П. С.: У него наверняка остается важная задача, связанная с исследованием вытеснений, кодирований и утаиваний, характерных для позднехристианско-буржуазной эпохи; однако он немного может сказать о тех культурах и текстах, которые в структурном плане обладают большей свободой выражения, чем тексты психоаналитиков или иные применяемые кодировки. Типичный пример тому – то, что Фрейд проигнорировал самую жесткую часть мифа об Эдипе и в результате не использовал в качестве универсального ключа к душе эту самую отвратительную его часть. Он отбросил тему преднамеренного убийства ребенка – и сосредоточил все внимание на кровосмешении, произошедшем по незнанию. Это, пожалуй, и называется – понизить уровень истинности, который был присущ мифу, не дотянуть до него.

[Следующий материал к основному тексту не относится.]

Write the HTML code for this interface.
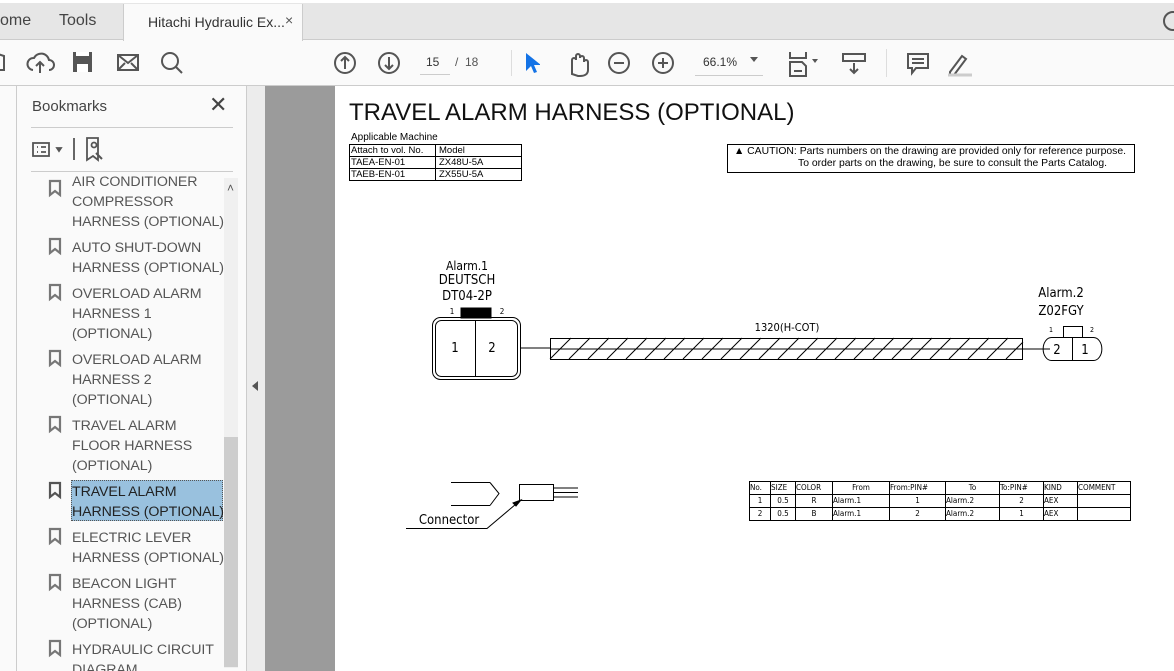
<!DOCTYPE html>
<html><head><meta charset="utf-8"><style>
*{margin:0;padding:0;box-sizing:border-box}
body{width:1174px;height:671px;overflow:hidden;position:relative;background:#fafafa;font-family:"Liberation Sans",sans-serif;color:#444}
.a{position:absolute}
.bm{position:absolute;left:72px;font-size:14.2px;line-height:20px;color:#555;letter-spacing:-0.1px;white-space:nowrap}
.t{font-family:"Liberation Sans",sans-serif;color:#000}
.n{font-family:"DejaVu Sans Condensed","Liberation Sans Narrow",sans-serif}
</style></head><body>
<!-- tab bar -->
<div class="a" style="left:0;top:0;width:1174px;height:40px;background:#e6e6e6;border-top:3px solid #fff;border-bottom:1px solid #ccc"></div>
<div class="a" style="left:0;top:12px;font-size:16px;color:#444">ome</div>
<div class="a" style="left:59px;top:12px;font-size:16px;color:#444">Tools</div>
<div class="a" style="left:123px;top:4px;width:180px;height:37px;background:#fafafa;border-left:1px solid #ccc;border-right:1px solid #ccc"></div>
<div class="a" style="left:148px;top:14px;font-size:14px;color:#333">Hitachi Hydraulic Ex...</div>
<div class="a" style="left:285px;top:12px;font-size:14px;color:#555">×</div>
<div class="a" style="left:1163px;top:11px;width:20px;height:20px;border:2px solid #555;border-radius:50%"></div>
<!-- toolbar -->
<div class="a" style="left:0;top:85px;width:1174px;height:1px;background:#ccc"></div>
<svg class="a" style="left:0;top:44px" width="1174" height="40" fill="none" stroke="#555" stroke-width="2">
<path d="M-2 10v16h6V12z"/>
<path d="M33 26a6 6 0 0 1 1-12 8 8 0 0 1 15 2 5 5 0 0 1 0 10M40 29v-11m-4 4 4-4 4 4"/>
<rect x="73" y="8" width="19" height="20" fill="#555" stroke="none"/><rect x="77" y="20" width="11" height="8" fill="#fff" stroke="none"/><rect x="76" y="8" width="13" height="4" fill="#fff" stroke="none"/>
<rect x="118" y="11" width="20" height="15"/><path d="M118 11l10 8 10-8M118 26l7-7M138 26l-7-7"/>
<circle cx="170" cy="17" r="8"/><path d="M176 23l6 6"/>
<circle cx="345" cy="19" r="10"/><path d="M345 25V13m-4 4 4-4 4 4"/>
<circle cx="389" cy="19" r="10"/><path d="M389 13v12m-4-4 4 4 4-4"/>
<circle cx="619" cy="19" r="10"/><path d="M614 19h10"/>
<circle cx="663" cy="19" r="10"/><path d="M658 19h10M663 14v10"/>
<path d="M790 8v6h16V8M790 18h12l4 4v10h-16z M794 27h8" />
<path d="M843 10h22v7h-22zM854 19v10m-4-4 4 4 4-4"/>
<path d="M908 10h20v14h-12l-4 5v-5h-4zM912 15h12M912 19h12"/>
<path d="M950 28l12-16 4 3-12 16h-4z"/><path d="M948 31h24" stroke="#ccc" stroke-width="3"/>
<path d="M572 30v-14a2 2 0 0 1 4 0v-4a2 2 0 0 1 4 0v2a2 2 0 0 1 4 0v4a2 2 0 0 1 4 0v8c0 4-3 6-8 6h-2z"/>
</svg>
<svg class="a" style="left:524px;top:52px" width="16" height="22"><path d="M2 1v18l5-5 3 7 3-1-3-7h7z" fill="#1473e6"/></svg>
<div class="a" style="left:426px;top:55px;font-size:12px;color:#333">15</div>
<div class="a" style="left:420px;top:74px;width:30px;height:1px;background:#ccc"></div>
<div class="a" style="left:455px;top:55px;font-size:12px;color:#555">/&nbsp; 18</div>
<div class="a" style="left:511px;top:50px;width:1px;height:26px;background:#ddd"></div>
<div class="a" style="left:703px;top:55px;font-size:12px;color:#333">66.1%</div>
<div class="a" style="left:695px;top:75px;width:68px;height:1px;background:#ccc"></div>
<div class="a" style="left:750px;top:57px;border:4px solid transparent;border-top:5px solid #555"></div>
<div class="a" style="left:812px;top:59px;border:3px solid transparent;border-top:4px solid #555"></div>
<div class="a" style="left:886px;top:49px;width:1px;height:28px;background:#ddd"></div>
<!-- left strip -->
<div class="a" style="left:16px;top:86px;width:1px;height:585px;background:#ccc"></div>
<!-- bookmark panel -->
<div class="a" style="left:32px;top:98px;font-size:15px;color:#444">Bookmarks</div>
<div class="a" style="left:209px;top:92px;font-size:22px;color:#444">✕</div>
<div class="a" style="left:31px;top:127px;width:202px;height:1px;background:#ccc"></div>
<div class="a" style="left:31px;top:171px;width:202px;height:1px;background:#ccc"></div>
<svg class="a" style="left:30px;top:136px" width="80" height="30" fill="none" stroke="#555" stroke-width="1.8"><rect x="3" y="7" width="16" height="13"/><path d="M7 11h1M7 16h1M11 11h5M11 16h5"/><path d="M27 12l4 0-2 3z" fill="#555"/><path d="M44 2v22"/><path d="M57 2h11v22l-5-4-6 4z"/><circle cx="64" cy="9" r="2.5"/><path d="M66 17l6 6" stroke-width="2"/></svg>
<div class="a" style="left:224px;top:178px;width:14px;height:490px;background:#f0f0f0"></div>
<div class="a" style="left:224px;top:437px;width:14px;height:230px;background:#cdcdcd"></div>
<div class="a" style="left:227px;top:181px;font-size:12px;color:#555">˄</div>
<div class="a" style="left:17px;top:172px;width:207px;height:499px;overflow:hidden">
<div style="position:relative;left:-17px;top:-172px">
<div class="bm" style="top:172px">AIR CONDITIONER<br>COMPRESSOR<br>HARNESS (OPTIONAL)</div>
<div class="bm" style="top:238px">AUTO SHUT-DOWN<br>HARNESS (OPTIONAL)</div>
<div class="bm" style="top:284px">OVERLOAD ALARM<br>HARNESS 1<br>(OPTIONAL)</div>
<div class="bm" style="top:350px">OVERLOAD ALARM<br>HARNESS 2<br>(OPTIONAL)</div>
<div class="bm" style="top:416px">TRAVEL ALARM<br>FLOOR HARNESS<br>(OPTIONAL)</div>
<div class="a" style="left:71px;top:480px;width:152px;height:41px;background:#99c1de;border:1px dotted #555"></div>
<div class="bm" style="top:482px;color:#222">TRAVEL ALARM<br>HARNESS (OPTIONAL)</div>
<div class="bm" style="top:528px">ELECTRIC LEVER<br>HARNESS (OPTIONAL)</div>
<div class="bm" style="top:574px">BEACON LIGHT<br>HARNESS (CAB)<br>(OPTIONAL)</div>
<div class="bm" style="top:640px">HYDRAULIC CIRCUIT<br>DIAGRAM</div>
<svg class="a" style="left:48px;top:172px" width="14" height="500" fill="none" stroke="#777" stroke-width="2.2">
<path d="M2 9h10v14l-5-4-5 4z"/>
<path d="M2 67h10v14l-5-4-5 4z"/><path d="M2 113h10v14l-5-4-5 4z"/><path d="M2 179h10v14l-5-4-5 4z"/><path d="M2 245h10v14l-5-4-5 4z"/><path d="M2 311h10v14l-5-4-5 4z" stroke="#555"/><path d="M2 357h10v14l-5-4-5 4z"/><path d="M2 403h10v14l-5-4-5 4z"/><path d="M2 469h10v14l-5-4-5 4z"/>
</svg>
</div></div>
<!-- splitter -->
<div class="a" style="left:246px;top:86px;width:1px;height:585px;background:#ccc"></div>
<div class="a" style="left:247px;top:86px;width:18px;height:585px;background:#ececec"></div>
<div class="a" style="left:252px;top:381px;border:5px solid transparent;border-right:6px solid #555;border-left:0"></div>
<div class="a" style="left:265px;top:86px;width:70px;height:585px;background:#9b9b9b"></div>
<!-- page -->
<div class="a" style="left:335px;top:86px;width:839px;height:585px;background:#fff"></div>
<div class="a t" style="left:349px;top:99px;font-size:24px;color:#111">TRAVEL ALARM HARNESS (OPTIONAL)</div>
<div class="a t" style="left:351px;top:132px;font-size:10px">Applicable Machine</div>
<table class="a t" style="left:349px;top:144px;border-collapse:collapse;font-size:9.5px;line-height:11px">
<tr><td style="border:1px solid #000;width:86px;padding:0 1px">Attach to vol. No.</td><td style="border:1px solid #000;width:86px;padding:0 3px">Model</td></tr>
<tr><td style="border:1px solid #000;padding:0 1px">TAEA-EN-01</td><td style="border:1px solid #000;padding:0 3px">ZX48U-5A</td></tr>
<tr><td style="border:1px solid #000;padding:0 1px">TAEB-EN-01</td><td style="border:1px solid #000;padding:0 3px">ZX55U-5A</td></tr></table>
<div class="a t" style="left:727px;top:144px;width:408px;height:29px;border:1px solid #000;font-size:10.4px;line-height:12px;padding:1px 0 0 6px;white-space:nowrap">▲ CAUTION: Parts numbers on the drawing are provided only for reference purpose.<br><span style="padding-left:64px">To order parts on the drawing, be sure to consult the Parts Catalog.</span></div>
<svg class="a" style="left:335px;top:86px" width="839" height="585" fill="none" stroke="#000" stroke-width="1">
<g font-family="DejaVu Sans Condensed,sans-serif" fill="#000" stroke="none" text-anchor="middle">
<text x="132" y="184" font-size="12">Alarm.1</text><text x="132" y="198" font-size="13">DEUTSCH</text><text x="132" y="214" font-size="13">DT04-2P</text>
<text x="117" y="228" font-size="8">1</text><text x="167" y="228" font-size="8">2</text>
<text x="120" y="266" font-size="13">1</text><text x="157" y="266" font-size="13">2</text>
<text x="452" y="245" font-size="11">1320(H-COT)</text>
<text x="726" y="211" font-size="13">Alarm.2</text><text x="726" y="229" font-size="13">Z02FGY</text>
<text x="716" y="246" font-size="7">1</text><text x="757" y="246" font-size="7">2</text>
<text x="722" y="268" font-size="13">2</text><text x="750" y="268" font-size="13">1</text>
<text x="114" y="438" font-size="13">Connector</text>
</g>
<rect x="97.5" y="231.5" width="88" height="62" rx="8"/><rect x="100.5" y="234.5" width="82" height="56" rx="6"/>
<path d="M140.5 234v57"/><rect x="126" y="222" width="30" height="10" fill="#000"/>
<path d="M186 262h30"/>
<rect x="215.5" y="252.5" width="472" height="21"/><path d="M215 263h473"/>
<path d="M215 273l21-21M234 273l21-21M253 273l21-21M272 273l21-21M291 273l21-21M310 273l21-21M329 273l21-21M348 273l21-21M367 273l21-21M386 273l21-21M405 273l21-21M424 273l21-21M443 273l21-21M462 273l21-21M481 273l21-21M500 273l21-21M519 273l21-21M538 273l21-21M557 273l21-21M576 273l21-21M595 273l21-21M614 273l21-21M633 273l21-21M652 273l21-21M671 273l17-17"/>
<path d="M688 263h27"/>
<path d="M716.5 251.5h42a8 11 0 0 1 0 23h-42a8 11 0 0 1 0-23z"/><path d="M737.5 251v24"/><rect x="728.5" y="240.5" width="19" height="11"/>
<path d="M116 396.5h39M116 419.5h39M155 396.5l9 11-9 12"/>
<rect x="184.5" y="398.5" width="34" height="16"/><path d="M219 402h24M219 406.5h24M219 411h24"/>
<path d="M71 442.5h81l32-27"/><path d="M186 414l-8 3 3 3z" fill="#000"/>
</svg>
<table class="a n" style="left:749px;top:481px;border-collapse:collapse;font-size:8px;line-height:12px;color:#000">
<tr><td style="border:1px solid #000;width:21px">No.</td><td style="border:1px solid #000;width:25px">SIZE</td><td style="border:1px solid #000;width:37px">COLOR</td><td style="border:1px solid #000;width:57px;text-align:center">From</td><td style="border:1px solid #000;width:56px">From:PIN#</td><td style="border:1px solid #000;width:54px;text-align:center">To</td><td style="border:1px solid #000;width:44px">To:PIN#</td><td style="border:1px solid #000;width:34px">KIND</td><td style="border:1px solid #000;width:53px">COMMENT</td></tr>
<tr><td style="border:1px solid #000;text-align:center">1</td><td style="border:1px solid #000;text-align:center">0.5</td><td style="border:1px solid #000;text-align:center">R</td><td style="border:1px solid #000">Alarm.1</td><td style="border:1px solid #000;text-align:center">1</td><td style="border:1px solid #000">Alarm.2</td><td style="border:1px solid #000;text-align:center">2</td><td style="border:1px solid #000">AEX</td><td style="border:1px solid #000"></td></tr>
<tr><td style="border:1px solid #000;text-align:center">2</td><td style="border:1px solid #000;text-align:center">0.5</td><td style="border:1px solid #000;text-align:center">B</td><td style="border:1px solid #000">Alarm.1</td><td style="border:1px solid #000;text-align:center">2</td><td style="border:1px solid #000">Alarm.2</td><td style="border:1px solid #000;text-align:center">1</td><td style="border:1px solid #000">AEX</td><td style="border:1px solid #000"></td></tr>
</table>
</body></html>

Г. – Ю. Х.: Тем досаднее заносчивость некоторых аналитиков, подвизающихся в сфере этнопсихологии, которые время от времени заявляют о своем притязании «подвергнуть терапии» чужие культуры в целом.
П. С.: Не существует ни малейшей опасности, что нечто подобное могло бы осуществиться практически. Я хотел бы добавить еще, что чрезвычайным истинностным потенциалом обладают и индийские мифы. Ключевые мифы древних индийцев – как и ключевые мифы греков – отличаются необыкновенной выразительной силой прежде всего тогда, когда необходимо символически выразить первично-мазохистское и первично-садистское содержания. Вспомните миф о Матери Кали, которая танцует на человеческих черепах. Здесь предлагаются ключевые повествования, которые куда жестче и эксплицитнее, чем тот ключ к толкованию, с которым мог бы подойти к ним какой-либо психоанализ. Никогда ничего не выйдет толком, если применяешь чересчур простой ключ для раскодирования куда более сложной истории.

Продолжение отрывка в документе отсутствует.